Certes, George Sand est aujourd’hui bien grande encore. Mais on ne doit que la vérité à cette illustre morte. Dans les dernières années de sa vie, elle avait déjà perdu beaucoup de sa popularité. Elle n’existait plus pour la génération nouvelle, qui la lisait peu et ne la comprenait pas. Ses romans, qui paraissaient dans la Revue des Deux Mondes, allaient à un public spécial, de plus en plus restreint, et ne soulevaient aucune émotion. C’est à peine si la critique s’en occupait. Elle était d’un autre âge, elle se trouvait véritablement dépaysée au milieu du nôtre. Mais un symptôme plus décisif encore est la dispersion et la disparition de son école. Elle a pu avoir des disciples, elle n’en compte plus que deux ou trois. Il faut nommer M. Octave Feuillet, qui reste le soutien le plus ferme du romanesque. Ensuite vient M. Victor Cherbuliez, auquel George Sand a légué sa fameuse tour, la tour ruinée et couverte de lierre, où les amants bien nés se rencontrent à minuit. Enfin, on peut nommer encore M. André Theuriet, un esprit très fin et très tendre, qui invente des histoires charmantes. Ces romanciers sont les fournisseurs habituels de la Revue des Deux Mondes, qui n’a plus qu’eux, et qui ne sait où trouver des conteurs de la même école, pour continuer les traditions de la maison. Et c’est là toute la descendance de George Sand ; elle ne peut opposer à l’armée des disciples de Balzac que ces trois écrivains.

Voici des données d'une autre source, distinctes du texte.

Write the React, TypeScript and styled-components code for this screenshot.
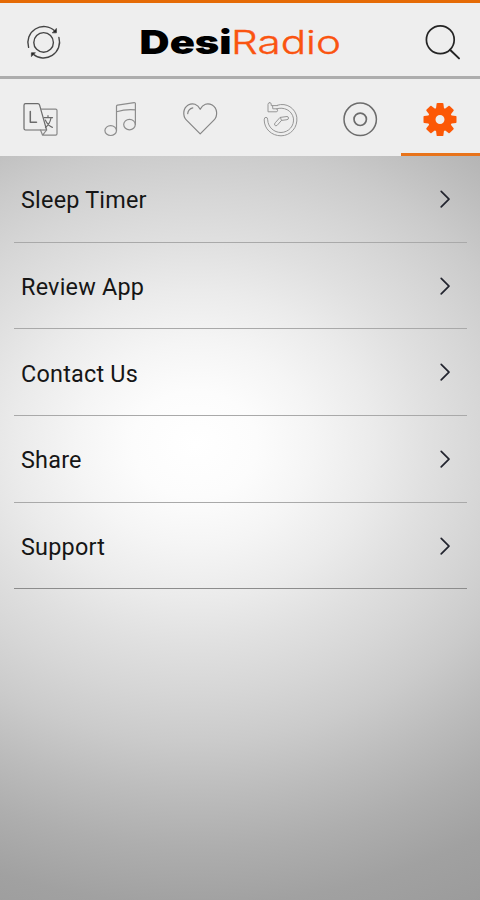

Telle est la vraie situation. Le roman naturaliste a vaincu, il y a là un fait évident qui ne peut être nié par personne, George Sand représente une formule morte, voilà tout. C’est la science, c’est l’esprit moderne qu’elle a contre elle et qui, peu à peu, font pâlir ses œuvres. Il faut attendre vingt ans pour la soumettre à l’épreuve que Balzac subit victorieusement aujourd’hui, à cette terrible épreuve de la postérité. La passion vivante seule rend les œuvres éternelles, l’humanité retient uniquement les ouvrages au fond desquels elle se retrouve avec ses joies et ses douleurs. D’ailleurs, George Sand a une place marquée dans notre littérature ; on pourra ne plus lire ses livres, que son nom restera le représentant d’une forme littéraire, dans la première moitié du dix-neuvième siècle. Il est des écrivains, comme Chateaubriand, par exemple, qu’on ne lit plus et qui demeurent de hautes et de belles figures. Ils ont marqué en leur temps, ils ont creusé un profond sillon dont la trace reste ineffaçable dans le champ d’une nation. Plus tard, comme ils n’ont pas travaillé pour la vie, la vie les dédaigne.